Even Game of Thrones got some fans believing the Houses of Westeros represent each of the sins. Of course, there are nine, so some of them would have to share. I’m sure that’s something Westerosi nobles would have no problem with.

It seems like you can’t throw a stick without hitting a movie, TV show, or comic book that’s at least informed by the idea of the Seven Deadly Sins. Even Batman has faced them. But why do creators continue to use them — even those who don’t actually believe they’re all-that deadly?

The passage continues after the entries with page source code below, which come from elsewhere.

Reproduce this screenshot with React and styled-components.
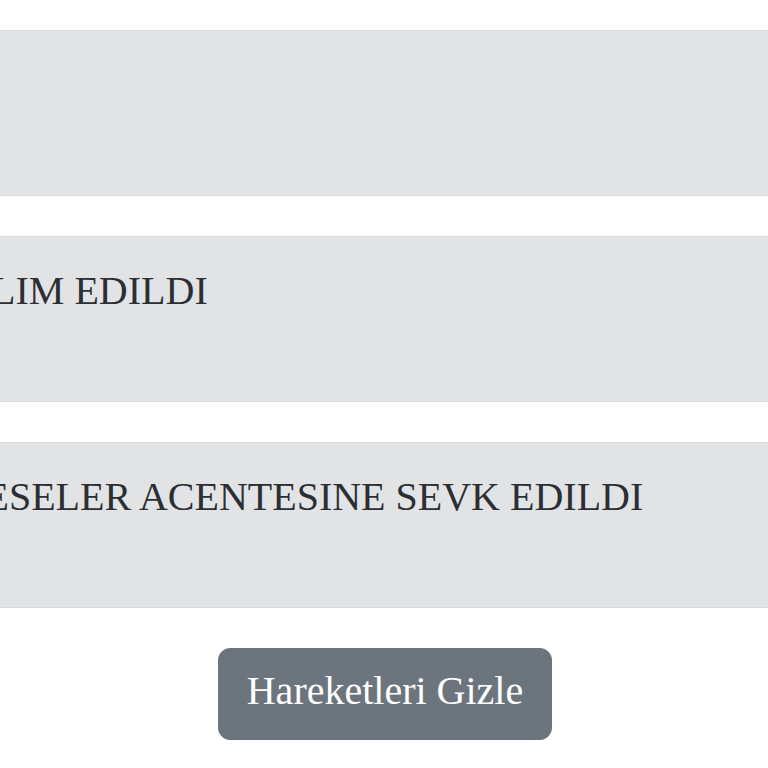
import React from "react";
import styled, { createGlobalStyle } from "styled-components";

const Global = createGlobalStyle`
  html, body {
    margin: 0;
    padding: 0;
    background: #ffffff;
    overflow: hidden;
  }
  body {
    font-family: "Liberation Serif", "Times New Roman", serif;
  }
`;

const Page = styled.div`
  width: 1032px;
  margin-left: -131px;
  padding-top: 30px;
  display: flex;
  flex-direction: column;
  align-items: stretch;
  gap: 40px;
`;

const Alert = styled.div`
  box-sizing: border-box;
  height: 166px;
  padding: 30px 50px;
  background: #e2e3e5;
  border: 1px solid #d9dadd;
  color: #2b2f33;
  font-size: 40px;
  line-height: normal;
  white-space: nowrap;
`;

const Actions = styled.div`
  display: flex;
  justify-content: center;
`;

const Button = styled.button`
  font-family: "Liberation Serif", "Times New Roman", serif;
  font-size: 40px;
  line-height: 60px;
  color: #ffffff;
  background: #6c757d;
  border: 1px solid #6c757d;
  border-radius: 12px;
  padding: 12px 28px 18px;
  cursor: pointer;
`;

const moves = ["", "TESLIM EDILDI", "MÜESELER ACENTESINE SEVK EDILDI"];

export default function App() {
  return (
    <>
      <Global />
      <Page>
        {moves.map((m, i) => (
          <Alert key={i}>{m || "\u00a0"}</Alert>
        ))}
        <Actions>
          <Button>Hareketleri Gizle</Button>
        </Actions>
      </Page>
    </>
  );
}
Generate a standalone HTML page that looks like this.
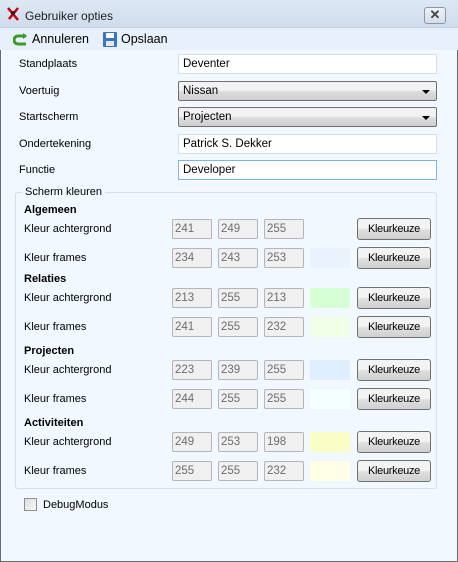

Well, much like how some believe the Teenage Mutant Ninja Turtles represent the Four Humours, the Seven Deadly Sins are clear-cut character tropes that are easy to understand and just as easy to apply. But in this case, these tropes aren’t bravery, selflessness, or other typical hero characteristics, they represent ingrained vices and weaknesses — the things heroes fear doing, or becoming. And since they’re all so different, it’s easy to use them to create conflicts between characters and ideals.

Plus, there’s sometimes the added challenge of finding ways to humanise these so-called evils, and give them context. Helping the audience understand, or maybe even appreciate, the thoughts and deeds that are supposedly forbidden to us.

Ponticus, the desert monk, may have seen these vices as something to avoid... but in the world of fiction, they make for one hell of a good story.